In terms of it being scripted, it is in the sense that my life is what it is.

“I guess how I reply to people’s questions depends on how the questions are asked.” Does Fisher have her eye on Broadway? After all, in 2009 Wishful Drinking scored a hit there and earned her a Drama Desk nomination for Outstanding Solo Performance.

“I haven’t thought about it yet,” she replies.

“I have to see what this show is like. I’m hoping this show will shape itself as it goes along.

As I didWishful Drinking on and on and on, it took on a life of its own. My life would keep happening and different stories would emerge.

So I’d hope that will happen with this one, too, and we’ll see what it evolves into.” Beyond the show, Fisher is adapting her novel The Best Awful There Is (Simon & Schuster, 2004) into a television movie and contemplating ideas for a new book. She also hopes that It’s Christmas, Carol! will remind producers and directors that she’s alive, well and available for more acting jobs.

“I understand that I’m kind of not that easy to cast, in a way, because I remind people too much of myself,” Fisher says, laughing. “So you don’t want to keep doing that over and over again, but, yeah, I like acting.

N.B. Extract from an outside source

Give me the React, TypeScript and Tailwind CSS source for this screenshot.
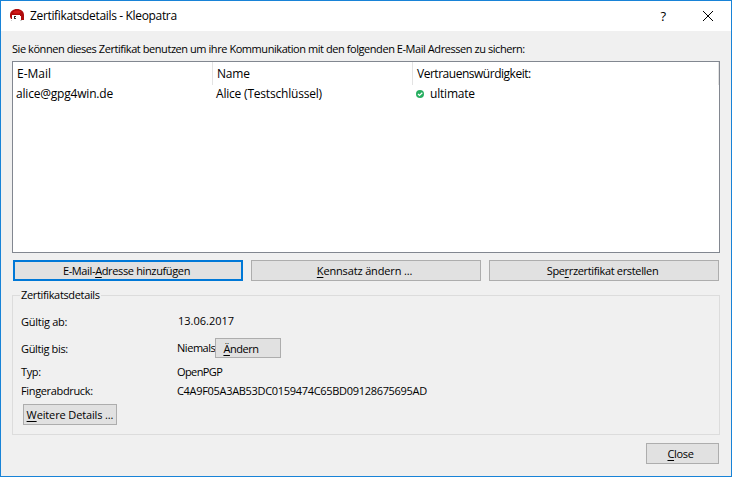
import type { ReactNode } from "react";

function Button({ className, children }: { className: string; children: ReactNode }) {
  return (
    <button
      className={`flex items-center justify-center whitespace-nowrap bg-[#e1e1e1] text-[11px] leading-[15px] ${className}`}
    >
      {children}
    </button>
  );
}

function Key({ children }: { children: ReactNode }) {
  return <span className="underline decoration-1 underline-offset-2">{children}</span>;
}

function KleopatraIcon() {
  return (
    <svg width="16" height="16" viewBox="0 0 16 16">
      <path d="M1 7C1 3.500 4 1 8 1s7 2.500 7 6v5h-3V8H4v3H2L1 9z" fill="#b00c0c" />
      <path d="M4 4.500C5.500 2 9 1.800 12 3.500L10 5.500H5z" fill="#d41a1a" />
      <path d="M3 7h8v5l-1.500 2h-5L3 12z" fill="#fff" />
      <path d="M5 8h2v1H6v2H5zM6 10h1v1H6z" fill="#333" />
      <path d="M2 12h1v1H2zM11 12h2v1h-2z" fill="#ccc" />
    </svg>
  );
}

function Column({ title, className, children }: { title: string; className: string; children: ReactNode }) {
  return (
    <div className={`${className} text-[12px] leading-4`}>
      <div className="h-[23px] border-r border-[#e3e3e3] pl-1 pt-1">{title}</div>
      <div className="flex items-center pl-[3px] pt-[1px] tracking-[-0.2px]">{children}</div>
    </div>
  );
}

export default function App() {
  return (
    <div className="flex h-[477px] w-[732px] flex-col border border-[#1883d7] bg-[#f0f0f0] font-['Open_Sans','Noto_Sans',sans-serif] text-black">
      <header className="flex h-[30px] shrink-0 items-center bg-white pl-2">
        <KleopatraIcon />
        <span className="ml-[5px] text-[12px] leading-4 tracking-[-0.34px]">Zertifikatsdetails - Kleopatra</span>
        <span className="ml-auto mr-[36px] text-[13px] font-medium leading-4">?</span>
        <svg width="12" height="12" viewBox="0 0 12 12" className="mr-[17px]" stroke="#000" strokeWidth="1">
          <path d="M1 1l10 10M11 1L1 11" />
        </svg>
      </header>
      <main className="flex flex-1 flex-col pl-[11px] pr-[11px] pt-[10px]">
        <p className="h-5 whitespace-nowrap text-[11px] leading-4 tracking-[-0.44px]">
          Sie können dieses Zertifikat benutzen um ihre Kommunikation mit den folgenden E-Mail Adressen zu sichern:
        </p>
        <section className="flex h-[192px] shrink-0 border border-[#828790] bg-white">
          <Column title="E-Mail" className="w-[200px]">alice@gpg4win.de</Column>
          <Column title="Name" className="w-[200px] tracking-[-0.2px]">Alice (Testschlüssel)</Column>
          <Column title="Vertrauenswürdigkeit:" className="w-[306px] tracking-[-0.48px]">
            <svg width="8" height="8" viewBox="0 0 8 8" className="mr-[6px]">
              <circle cx="4" cy="4" r="4" fill="#27ae60" />
              <path d="M2 4l1.500 1.500L6.300 2.800" fill="none" stroke="#fff" strokeWidth="1.2" />
            </svg>
            ultimate
          </Column>
        </section>
        <div className="mt-[7px] flex gap-2 pl-px">
          <Button className="h-[21px] w-[230px] border-2 border-[#0078d7] pr-[3px] tracking-[-0.36px]">
            <span>E-Mail-<Key>A</Key>dresse hinzufügen</span>
          </Button>
          <Button className="h-[21px] w-[230px] border border-[#adadad] pr-[3px] tracking-[-0.15px]">
            <span><Key>K</Key>ennsatz ändern ...</span>
          </Button>
          <Button className="h-[21px] w-[230px] border border-[#adadad] pr-[3px] tracking-[-0.34px]">
            <span>Spe<Key>r</Key>rzertifikat erstellen</span>
          </Button>
        </div>
        <fieldset className="mt-[6px] h-[148px] w-[708px] border border-[#dcdcdc] pl-2 text-[11px] leading-4 tracking-[-0.35px]">
          <legend className="ml-[-1px] px-px">Zertifikatsdetails</legend>
          <div className="grid grid-cols-[156px_1fr] grid-rows-[28px_26px_20px_20px] pt-[7px]">
            <span className="pt-1 tracking-[-0.26px]">Gültig ab:</span>
            <span className="pl-px pt-[3px] tracking-normal">13.06.2017</span>
            <span className="pt-[3px]">Gültig bis:</span>
            <div className="flex">
              <span className="w-[38px] pt-[2px] tracking-[-0.45px]">Niemals</span>
              <Button className="h-5 w-[66px] border border-[#adadad] pr-[14px] tracking-[-0.45px]">
                <span><Key>Ä</Key>ndern</span>
              </Button>
            </div>
            <span>Typ:</span>
            <span className="tracking-[-0.6px]">OpenPGP</span>
            <span className="-mt-px">Fingerabdruck:</span>
            <span className="-mt-px tracking-[-0.31px]">C4A9F05A3AB53DC0159474C65BD09128675695AD</span>
          </div>
          <Button className="ml-[2px] h-[21px] w-[94px] border border-[#adadad] tracking-[-0.13px]">
            <span><Key>W</Key>eitere Details ...</span>
          </Button>
        </fieldset>
        <Button className="mr-px mt-2 h-[21px] w-[73px] self-end border border-[#adadad] pr-1 tracking-[-0.34px]">
          <span><Key>C</Key>lose</span>
        </Button>
      </main>
    </div>
  );
}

“I don’t think of myself, really, as an actor in that sense that people really do when they get into character to the extent that it’s almost difficult to get out,” she adds. “But I do enjoy acting, especially if there aren’t as many boundaries.” She’s also comfortable with the fact that, 35 years after Star Wars came out, there are legions of people who will never think of her as anyone but the 21-year-old Princess Leia. She regularly appears at Star Wars-related events, including a recent stint signing autographs at the New York Comic-Con.

“It’s fun and sometimes it’s endless, like life,” Fisher says. “Usually the people are very sweet, but bizarre things will happen.

Somebody will come up and sob and say, ‘I’m where I’m at in my life because of you.’